Denise Natali is a Senior Research Fellow at the Institute for National Strategic Studies (INSS) where she specializes on the Middle East, trans-border Kurdish issue, regional energy security, and post-conflict state-building. Dr. Natali joined INSS in January 2011 as the Minerva Chair, following more than two decades of researching and working in the Kurdish regions of Iraq, Turkey, Iran, and Syria. Dr. Natali is the author of numerous publications on Kurdish politics, economy and energy, including The Kurdish Quasi-State: Development and Dependency in Post-Gulf War Iraq (Syracuse University Press, 2010) and The Kurds and the State: Evolving National Identity in Iraq, Turkey and Iran(Syracuse: Syracuse University Press, 2005), which was the recipient of the Choice Award for Outstanding Academic Title (2006) (Trans to Turkish Kurtler ve Devlet: Iraq, Turkiye ve Iran’da Ulusal Kimligin Gelismesi (Istanbul: Avesta Press, 2009). Dr. Natali received a Ph.D in political science at the University of Pennsylvania, a Master of International Affairs (MIA) at Columbia University’s School of International and Public Affairs and a B.A. in government at Franklin & Marshall College.

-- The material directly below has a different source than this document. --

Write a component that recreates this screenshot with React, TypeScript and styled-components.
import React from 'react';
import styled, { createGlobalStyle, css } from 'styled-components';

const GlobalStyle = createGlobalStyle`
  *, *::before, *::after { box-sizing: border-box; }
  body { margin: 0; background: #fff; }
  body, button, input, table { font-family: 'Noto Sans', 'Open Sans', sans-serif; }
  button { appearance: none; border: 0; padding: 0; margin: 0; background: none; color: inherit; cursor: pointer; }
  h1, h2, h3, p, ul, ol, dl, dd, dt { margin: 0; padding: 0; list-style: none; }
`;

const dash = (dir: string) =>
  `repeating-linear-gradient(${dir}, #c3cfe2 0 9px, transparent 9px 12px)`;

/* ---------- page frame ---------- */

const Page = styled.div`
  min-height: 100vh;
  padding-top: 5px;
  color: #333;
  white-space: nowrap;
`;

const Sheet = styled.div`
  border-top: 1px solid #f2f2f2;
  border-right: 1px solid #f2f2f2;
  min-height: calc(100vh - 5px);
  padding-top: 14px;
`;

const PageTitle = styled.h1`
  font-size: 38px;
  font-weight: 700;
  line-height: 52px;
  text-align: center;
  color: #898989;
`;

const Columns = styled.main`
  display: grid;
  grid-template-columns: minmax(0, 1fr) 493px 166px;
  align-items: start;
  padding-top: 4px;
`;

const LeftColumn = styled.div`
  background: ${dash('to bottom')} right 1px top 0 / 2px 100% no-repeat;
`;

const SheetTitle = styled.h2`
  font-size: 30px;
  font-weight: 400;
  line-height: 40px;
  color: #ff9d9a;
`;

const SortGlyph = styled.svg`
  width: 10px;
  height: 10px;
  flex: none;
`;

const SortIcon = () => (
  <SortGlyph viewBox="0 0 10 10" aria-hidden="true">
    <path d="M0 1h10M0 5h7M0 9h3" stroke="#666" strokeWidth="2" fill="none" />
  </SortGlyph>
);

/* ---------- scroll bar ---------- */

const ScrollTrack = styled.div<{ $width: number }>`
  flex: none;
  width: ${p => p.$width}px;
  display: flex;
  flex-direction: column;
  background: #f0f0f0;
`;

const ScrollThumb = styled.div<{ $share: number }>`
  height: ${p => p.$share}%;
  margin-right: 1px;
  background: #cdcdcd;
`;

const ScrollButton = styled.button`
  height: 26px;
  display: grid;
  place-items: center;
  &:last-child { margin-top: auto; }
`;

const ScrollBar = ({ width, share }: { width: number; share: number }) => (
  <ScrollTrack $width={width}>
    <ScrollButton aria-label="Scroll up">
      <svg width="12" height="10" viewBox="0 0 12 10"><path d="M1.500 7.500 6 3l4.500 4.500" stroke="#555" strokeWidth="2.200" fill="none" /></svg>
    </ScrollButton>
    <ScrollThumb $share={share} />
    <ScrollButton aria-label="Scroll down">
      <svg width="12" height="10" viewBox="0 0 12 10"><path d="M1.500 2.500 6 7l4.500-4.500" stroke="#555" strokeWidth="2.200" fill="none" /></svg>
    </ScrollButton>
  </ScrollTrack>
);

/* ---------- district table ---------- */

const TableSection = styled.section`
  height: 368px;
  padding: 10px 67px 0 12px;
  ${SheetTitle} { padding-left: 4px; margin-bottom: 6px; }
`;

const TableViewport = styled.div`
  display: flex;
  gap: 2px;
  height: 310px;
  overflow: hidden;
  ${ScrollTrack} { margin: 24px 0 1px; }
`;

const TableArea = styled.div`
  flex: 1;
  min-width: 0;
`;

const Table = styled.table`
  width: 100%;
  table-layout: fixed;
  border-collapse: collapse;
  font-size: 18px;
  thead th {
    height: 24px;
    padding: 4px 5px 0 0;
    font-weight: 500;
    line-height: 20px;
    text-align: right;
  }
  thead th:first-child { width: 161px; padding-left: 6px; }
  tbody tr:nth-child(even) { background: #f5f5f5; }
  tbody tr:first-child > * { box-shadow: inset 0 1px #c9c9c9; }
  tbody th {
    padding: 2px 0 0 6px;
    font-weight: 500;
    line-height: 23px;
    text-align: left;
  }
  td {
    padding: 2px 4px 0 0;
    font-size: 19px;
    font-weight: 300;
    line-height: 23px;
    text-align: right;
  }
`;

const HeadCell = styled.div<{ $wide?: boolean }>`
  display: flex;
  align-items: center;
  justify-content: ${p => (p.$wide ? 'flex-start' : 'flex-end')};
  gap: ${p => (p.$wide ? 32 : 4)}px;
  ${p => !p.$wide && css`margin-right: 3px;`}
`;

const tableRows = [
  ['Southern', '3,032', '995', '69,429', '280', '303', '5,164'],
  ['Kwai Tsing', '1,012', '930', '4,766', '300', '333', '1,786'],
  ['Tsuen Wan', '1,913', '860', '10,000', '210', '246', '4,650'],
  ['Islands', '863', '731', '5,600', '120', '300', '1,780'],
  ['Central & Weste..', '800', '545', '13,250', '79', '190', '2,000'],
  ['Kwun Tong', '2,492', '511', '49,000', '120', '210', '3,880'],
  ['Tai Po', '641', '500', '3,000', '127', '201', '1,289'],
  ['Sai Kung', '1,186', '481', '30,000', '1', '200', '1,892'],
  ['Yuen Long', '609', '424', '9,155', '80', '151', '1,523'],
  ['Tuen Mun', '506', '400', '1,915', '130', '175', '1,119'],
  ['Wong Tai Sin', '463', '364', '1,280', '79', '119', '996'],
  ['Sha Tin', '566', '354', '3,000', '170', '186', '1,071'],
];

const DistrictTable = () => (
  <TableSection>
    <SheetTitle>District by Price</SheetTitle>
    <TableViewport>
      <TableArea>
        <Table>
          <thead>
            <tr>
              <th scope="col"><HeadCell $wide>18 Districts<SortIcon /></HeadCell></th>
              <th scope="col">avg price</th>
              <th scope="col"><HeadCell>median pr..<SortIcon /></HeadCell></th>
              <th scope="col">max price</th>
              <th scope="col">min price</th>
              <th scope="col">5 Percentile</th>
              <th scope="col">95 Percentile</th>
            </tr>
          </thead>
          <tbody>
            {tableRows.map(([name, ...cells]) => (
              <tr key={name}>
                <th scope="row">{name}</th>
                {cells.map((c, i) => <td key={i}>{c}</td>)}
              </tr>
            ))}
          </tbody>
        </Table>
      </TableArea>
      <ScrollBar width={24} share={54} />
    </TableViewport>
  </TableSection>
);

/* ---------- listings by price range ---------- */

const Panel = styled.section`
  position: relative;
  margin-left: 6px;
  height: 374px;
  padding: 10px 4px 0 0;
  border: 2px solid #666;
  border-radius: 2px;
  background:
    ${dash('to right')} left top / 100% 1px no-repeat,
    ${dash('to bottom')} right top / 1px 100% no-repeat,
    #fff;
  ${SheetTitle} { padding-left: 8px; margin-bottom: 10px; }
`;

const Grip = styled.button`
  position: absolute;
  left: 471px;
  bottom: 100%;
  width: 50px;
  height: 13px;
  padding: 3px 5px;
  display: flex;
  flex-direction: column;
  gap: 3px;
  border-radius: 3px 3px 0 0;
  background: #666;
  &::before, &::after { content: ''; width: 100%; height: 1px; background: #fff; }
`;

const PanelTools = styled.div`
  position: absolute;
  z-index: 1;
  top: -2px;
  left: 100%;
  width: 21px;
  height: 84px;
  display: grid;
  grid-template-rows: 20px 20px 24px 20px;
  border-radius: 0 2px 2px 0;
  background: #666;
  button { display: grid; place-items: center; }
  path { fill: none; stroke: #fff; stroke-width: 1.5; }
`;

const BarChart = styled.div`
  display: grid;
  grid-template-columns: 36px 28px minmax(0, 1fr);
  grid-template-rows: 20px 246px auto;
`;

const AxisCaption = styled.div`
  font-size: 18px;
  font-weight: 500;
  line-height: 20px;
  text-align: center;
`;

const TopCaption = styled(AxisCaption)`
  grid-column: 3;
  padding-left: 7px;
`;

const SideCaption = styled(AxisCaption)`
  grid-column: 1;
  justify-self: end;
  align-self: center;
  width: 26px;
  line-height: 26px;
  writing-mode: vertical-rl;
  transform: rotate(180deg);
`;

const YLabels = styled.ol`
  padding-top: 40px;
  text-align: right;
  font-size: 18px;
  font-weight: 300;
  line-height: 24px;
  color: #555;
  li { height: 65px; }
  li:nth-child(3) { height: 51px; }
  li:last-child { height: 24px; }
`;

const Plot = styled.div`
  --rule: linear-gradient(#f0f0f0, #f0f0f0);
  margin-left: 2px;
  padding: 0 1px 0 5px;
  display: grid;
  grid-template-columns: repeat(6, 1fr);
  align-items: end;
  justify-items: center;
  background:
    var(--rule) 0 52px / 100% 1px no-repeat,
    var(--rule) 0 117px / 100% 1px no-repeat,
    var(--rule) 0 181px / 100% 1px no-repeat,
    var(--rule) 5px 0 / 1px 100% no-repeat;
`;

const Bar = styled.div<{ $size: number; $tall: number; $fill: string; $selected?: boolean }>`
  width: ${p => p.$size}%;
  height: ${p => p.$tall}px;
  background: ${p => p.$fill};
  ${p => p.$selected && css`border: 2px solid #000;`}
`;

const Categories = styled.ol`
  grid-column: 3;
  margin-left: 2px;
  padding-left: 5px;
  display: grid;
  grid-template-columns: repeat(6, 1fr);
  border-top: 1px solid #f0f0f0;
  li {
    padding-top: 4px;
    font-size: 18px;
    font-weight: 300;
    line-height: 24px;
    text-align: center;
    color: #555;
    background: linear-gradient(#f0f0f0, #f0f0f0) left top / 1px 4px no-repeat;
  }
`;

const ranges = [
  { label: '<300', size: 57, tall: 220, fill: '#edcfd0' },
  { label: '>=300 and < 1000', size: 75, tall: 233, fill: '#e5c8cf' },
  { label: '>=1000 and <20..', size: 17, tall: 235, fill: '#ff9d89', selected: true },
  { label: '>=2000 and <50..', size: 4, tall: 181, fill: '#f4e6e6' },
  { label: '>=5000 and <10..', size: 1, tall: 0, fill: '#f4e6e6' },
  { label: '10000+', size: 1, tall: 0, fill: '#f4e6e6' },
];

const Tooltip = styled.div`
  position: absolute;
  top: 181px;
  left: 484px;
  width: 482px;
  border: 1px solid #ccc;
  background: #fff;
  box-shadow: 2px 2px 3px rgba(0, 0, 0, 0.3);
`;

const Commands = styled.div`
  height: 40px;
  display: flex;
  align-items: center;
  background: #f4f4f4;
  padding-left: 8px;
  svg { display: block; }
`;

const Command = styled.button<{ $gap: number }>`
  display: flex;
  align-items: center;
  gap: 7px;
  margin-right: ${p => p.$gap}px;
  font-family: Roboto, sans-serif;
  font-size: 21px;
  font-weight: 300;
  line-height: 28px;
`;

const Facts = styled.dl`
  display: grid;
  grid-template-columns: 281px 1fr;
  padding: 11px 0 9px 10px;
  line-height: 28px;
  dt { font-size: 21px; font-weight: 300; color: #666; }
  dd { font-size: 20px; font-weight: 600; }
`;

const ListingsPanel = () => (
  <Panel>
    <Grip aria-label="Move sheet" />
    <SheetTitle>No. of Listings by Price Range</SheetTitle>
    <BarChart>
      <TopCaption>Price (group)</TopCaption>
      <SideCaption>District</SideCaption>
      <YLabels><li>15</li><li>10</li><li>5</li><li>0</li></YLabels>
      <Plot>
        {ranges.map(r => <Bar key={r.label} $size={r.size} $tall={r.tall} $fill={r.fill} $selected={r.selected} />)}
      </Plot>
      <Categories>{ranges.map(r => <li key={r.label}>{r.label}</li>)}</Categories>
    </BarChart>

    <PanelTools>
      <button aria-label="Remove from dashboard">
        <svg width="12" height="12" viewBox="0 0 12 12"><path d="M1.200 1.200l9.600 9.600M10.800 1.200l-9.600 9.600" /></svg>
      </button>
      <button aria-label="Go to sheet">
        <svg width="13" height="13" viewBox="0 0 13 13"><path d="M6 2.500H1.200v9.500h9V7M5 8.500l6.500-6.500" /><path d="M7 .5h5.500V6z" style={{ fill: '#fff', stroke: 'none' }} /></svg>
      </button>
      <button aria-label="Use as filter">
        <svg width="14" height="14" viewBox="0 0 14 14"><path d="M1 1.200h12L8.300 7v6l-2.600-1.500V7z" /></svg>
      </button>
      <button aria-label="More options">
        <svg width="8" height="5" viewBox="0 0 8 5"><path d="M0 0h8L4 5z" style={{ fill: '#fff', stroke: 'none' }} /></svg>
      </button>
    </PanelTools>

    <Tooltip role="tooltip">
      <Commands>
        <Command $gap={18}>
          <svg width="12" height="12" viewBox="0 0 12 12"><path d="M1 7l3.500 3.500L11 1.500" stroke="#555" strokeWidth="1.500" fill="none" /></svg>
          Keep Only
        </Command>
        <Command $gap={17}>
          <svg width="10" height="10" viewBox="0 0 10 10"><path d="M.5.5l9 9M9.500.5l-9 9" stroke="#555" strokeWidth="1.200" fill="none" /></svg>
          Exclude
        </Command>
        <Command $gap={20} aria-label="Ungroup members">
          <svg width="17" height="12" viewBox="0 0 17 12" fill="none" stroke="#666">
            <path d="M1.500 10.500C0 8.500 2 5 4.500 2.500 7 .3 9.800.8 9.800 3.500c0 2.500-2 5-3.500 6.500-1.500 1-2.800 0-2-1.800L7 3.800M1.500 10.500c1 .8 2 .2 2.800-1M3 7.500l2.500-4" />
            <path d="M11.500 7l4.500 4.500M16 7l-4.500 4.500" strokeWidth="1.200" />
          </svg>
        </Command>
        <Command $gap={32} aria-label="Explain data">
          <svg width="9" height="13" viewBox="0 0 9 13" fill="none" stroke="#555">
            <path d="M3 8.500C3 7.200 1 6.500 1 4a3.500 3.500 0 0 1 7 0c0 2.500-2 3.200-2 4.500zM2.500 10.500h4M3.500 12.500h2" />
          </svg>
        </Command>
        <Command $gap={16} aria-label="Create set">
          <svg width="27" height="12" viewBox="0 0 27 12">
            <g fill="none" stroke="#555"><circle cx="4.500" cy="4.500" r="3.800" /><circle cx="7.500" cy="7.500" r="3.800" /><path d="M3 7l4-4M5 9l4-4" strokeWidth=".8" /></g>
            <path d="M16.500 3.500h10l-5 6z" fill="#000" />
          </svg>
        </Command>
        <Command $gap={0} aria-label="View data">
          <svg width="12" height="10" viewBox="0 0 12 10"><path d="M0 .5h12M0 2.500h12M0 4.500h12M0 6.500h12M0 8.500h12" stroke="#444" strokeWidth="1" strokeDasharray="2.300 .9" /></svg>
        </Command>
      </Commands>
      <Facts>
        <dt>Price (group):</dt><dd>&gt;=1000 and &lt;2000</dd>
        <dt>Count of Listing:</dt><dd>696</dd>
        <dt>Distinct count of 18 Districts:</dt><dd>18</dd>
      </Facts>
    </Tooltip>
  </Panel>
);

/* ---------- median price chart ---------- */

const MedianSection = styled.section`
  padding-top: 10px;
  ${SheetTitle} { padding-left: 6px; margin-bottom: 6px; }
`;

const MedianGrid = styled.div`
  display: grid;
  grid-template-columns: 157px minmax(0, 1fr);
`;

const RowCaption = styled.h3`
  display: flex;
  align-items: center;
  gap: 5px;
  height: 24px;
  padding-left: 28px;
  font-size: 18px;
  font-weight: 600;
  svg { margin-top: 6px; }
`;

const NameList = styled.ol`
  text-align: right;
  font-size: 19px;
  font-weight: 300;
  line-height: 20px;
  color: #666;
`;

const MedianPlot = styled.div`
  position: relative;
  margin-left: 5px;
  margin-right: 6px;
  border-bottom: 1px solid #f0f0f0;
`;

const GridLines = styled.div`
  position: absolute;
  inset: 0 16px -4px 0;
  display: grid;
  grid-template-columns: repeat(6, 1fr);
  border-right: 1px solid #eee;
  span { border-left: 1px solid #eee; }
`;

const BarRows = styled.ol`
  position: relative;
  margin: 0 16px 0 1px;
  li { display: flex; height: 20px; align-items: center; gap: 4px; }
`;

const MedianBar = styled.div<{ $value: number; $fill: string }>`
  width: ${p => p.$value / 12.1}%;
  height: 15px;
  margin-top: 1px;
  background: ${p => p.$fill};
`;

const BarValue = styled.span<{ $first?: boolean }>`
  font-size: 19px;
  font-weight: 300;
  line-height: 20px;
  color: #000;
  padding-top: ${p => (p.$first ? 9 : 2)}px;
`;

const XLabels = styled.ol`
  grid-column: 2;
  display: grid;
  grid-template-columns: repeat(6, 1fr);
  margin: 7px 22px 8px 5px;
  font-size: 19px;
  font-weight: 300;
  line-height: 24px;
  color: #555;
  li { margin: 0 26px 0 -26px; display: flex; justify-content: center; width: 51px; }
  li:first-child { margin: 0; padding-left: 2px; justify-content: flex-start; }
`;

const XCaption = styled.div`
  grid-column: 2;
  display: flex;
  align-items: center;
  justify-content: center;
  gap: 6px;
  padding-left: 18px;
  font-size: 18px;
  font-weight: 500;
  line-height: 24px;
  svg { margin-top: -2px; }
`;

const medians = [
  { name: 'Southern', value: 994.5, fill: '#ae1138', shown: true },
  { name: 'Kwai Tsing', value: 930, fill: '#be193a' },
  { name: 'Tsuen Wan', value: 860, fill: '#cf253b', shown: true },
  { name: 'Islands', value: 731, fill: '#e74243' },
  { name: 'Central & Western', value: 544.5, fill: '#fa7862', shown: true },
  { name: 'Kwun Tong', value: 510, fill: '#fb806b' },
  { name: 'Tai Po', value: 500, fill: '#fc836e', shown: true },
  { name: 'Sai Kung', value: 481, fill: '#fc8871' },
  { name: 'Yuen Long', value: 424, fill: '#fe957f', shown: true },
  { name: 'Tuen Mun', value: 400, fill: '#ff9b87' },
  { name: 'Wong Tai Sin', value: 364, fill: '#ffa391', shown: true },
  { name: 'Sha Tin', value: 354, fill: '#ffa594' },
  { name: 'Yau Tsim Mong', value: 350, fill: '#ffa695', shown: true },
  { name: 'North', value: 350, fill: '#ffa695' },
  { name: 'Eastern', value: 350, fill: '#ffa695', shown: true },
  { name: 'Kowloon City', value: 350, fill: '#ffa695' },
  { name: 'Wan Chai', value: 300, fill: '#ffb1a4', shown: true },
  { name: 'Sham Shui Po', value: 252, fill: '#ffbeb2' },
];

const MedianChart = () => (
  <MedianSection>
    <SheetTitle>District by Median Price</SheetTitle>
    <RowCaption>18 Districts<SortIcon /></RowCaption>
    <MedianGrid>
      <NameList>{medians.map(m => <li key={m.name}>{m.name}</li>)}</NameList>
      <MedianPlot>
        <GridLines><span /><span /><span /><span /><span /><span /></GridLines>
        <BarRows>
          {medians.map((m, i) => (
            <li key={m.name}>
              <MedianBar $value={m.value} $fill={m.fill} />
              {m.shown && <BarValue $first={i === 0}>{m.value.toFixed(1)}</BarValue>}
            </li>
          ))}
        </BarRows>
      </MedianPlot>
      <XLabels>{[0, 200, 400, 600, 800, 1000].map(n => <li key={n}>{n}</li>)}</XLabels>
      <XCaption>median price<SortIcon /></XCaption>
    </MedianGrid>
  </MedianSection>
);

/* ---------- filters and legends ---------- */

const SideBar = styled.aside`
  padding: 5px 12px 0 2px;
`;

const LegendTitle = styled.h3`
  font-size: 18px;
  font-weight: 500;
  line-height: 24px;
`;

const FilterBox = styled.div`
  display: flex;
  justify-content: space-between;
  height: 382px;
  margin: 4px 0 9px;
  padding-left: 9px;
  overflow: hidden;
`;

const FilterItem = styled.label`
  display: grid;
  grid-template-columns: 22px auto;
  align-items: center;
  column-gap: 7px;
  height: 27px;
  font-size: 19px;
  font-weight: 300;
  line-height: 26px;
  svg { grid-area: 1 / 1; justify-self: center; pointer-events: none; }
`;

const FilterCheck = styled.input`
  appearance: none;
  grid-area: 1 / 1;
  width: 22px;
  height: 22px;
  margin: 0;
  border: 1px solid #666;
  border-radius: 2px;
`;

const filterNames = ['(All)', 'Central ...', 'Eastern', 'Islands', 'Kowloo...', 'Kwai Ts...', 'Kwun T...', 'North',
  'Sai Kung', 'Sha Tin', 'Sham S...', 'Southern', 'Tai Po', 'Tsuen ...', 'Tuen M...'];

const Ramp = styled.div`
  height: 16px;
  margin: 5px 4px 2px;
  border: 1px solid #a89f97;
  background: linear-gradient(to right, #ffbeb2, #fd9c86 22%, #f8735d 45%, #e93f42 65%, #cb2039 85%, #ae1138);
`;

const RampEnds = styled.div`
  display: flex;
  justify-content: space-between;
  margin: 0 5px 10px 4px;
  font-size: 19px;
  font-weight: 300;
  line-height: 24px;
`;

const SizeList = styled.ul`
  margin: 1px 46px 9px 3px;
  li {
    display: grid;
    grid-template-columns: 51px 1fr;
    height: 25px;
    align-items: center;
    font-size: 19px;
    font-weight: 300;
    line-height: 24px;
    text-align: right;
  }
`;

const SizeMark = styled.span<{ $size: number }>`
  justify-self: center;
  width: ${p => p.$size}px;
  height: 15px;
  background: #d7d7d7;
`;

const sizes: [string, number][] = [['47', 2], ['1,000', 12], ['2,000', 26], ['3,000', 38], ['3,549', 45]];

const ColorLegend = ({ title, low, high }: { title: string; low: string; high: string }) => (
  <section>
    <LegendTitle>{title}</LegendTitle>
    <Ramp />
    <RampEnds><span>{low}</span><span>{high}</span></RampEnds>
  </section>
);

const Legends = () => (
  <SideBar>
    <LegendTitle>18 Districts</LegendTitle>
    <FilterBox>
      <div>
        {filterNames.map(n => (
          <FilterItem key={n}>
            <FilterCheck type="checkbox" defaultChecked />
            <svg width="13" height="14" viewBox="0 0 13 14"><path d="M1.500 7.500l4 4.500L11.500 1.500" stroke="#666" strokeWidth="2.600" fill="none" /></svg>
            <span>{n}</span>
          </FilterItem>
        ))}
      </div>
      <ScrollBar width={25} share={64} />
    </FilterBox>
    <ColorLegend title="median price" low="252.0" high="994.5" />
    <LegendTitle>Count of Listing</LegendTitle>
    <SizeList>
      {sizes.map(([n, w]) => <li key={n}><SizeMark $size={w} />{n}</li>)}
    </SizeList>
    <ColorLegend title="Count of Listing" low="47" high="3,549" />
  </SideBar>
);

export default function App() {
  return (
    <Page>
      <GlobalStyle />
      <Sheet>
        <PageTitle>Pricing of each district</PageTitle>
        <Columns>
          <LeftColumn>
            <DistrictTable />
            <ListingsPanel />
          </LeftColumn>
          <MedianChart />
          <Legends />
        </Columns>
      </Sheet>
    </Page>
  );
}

Kadir Ustun is the Executive Director at the SETA Foundation at Washington, D.C. Previously, Dr. Ustun was the Research Director at the SETA Foundation at Washington D.C. He currently serves as an Assistant Editor of Insight Turkey, an academic journal published by the SETA Foundation. Dr. Ustun holds a PhD in Middle Eastern, South Asian, and African Studies from Columbia University and a Master’s degree in History from Bilkent University. He has contributed to various SETA reports and his writings have appeared in various publications such as Insight Turkey, Al Jazeera English, Hurriyet Daily News, Daily Sabah, Mediterranean Quarterly, and Cairo Review of Global Affairs among others. He is also co-editor of edited volumes History, Politics and Foreign Policy in Turkey, Change and Adaptation in Turkish Foreign Policy, and Politics and Foreign Policy in Turkey: Historical and Contemporary Perspectives.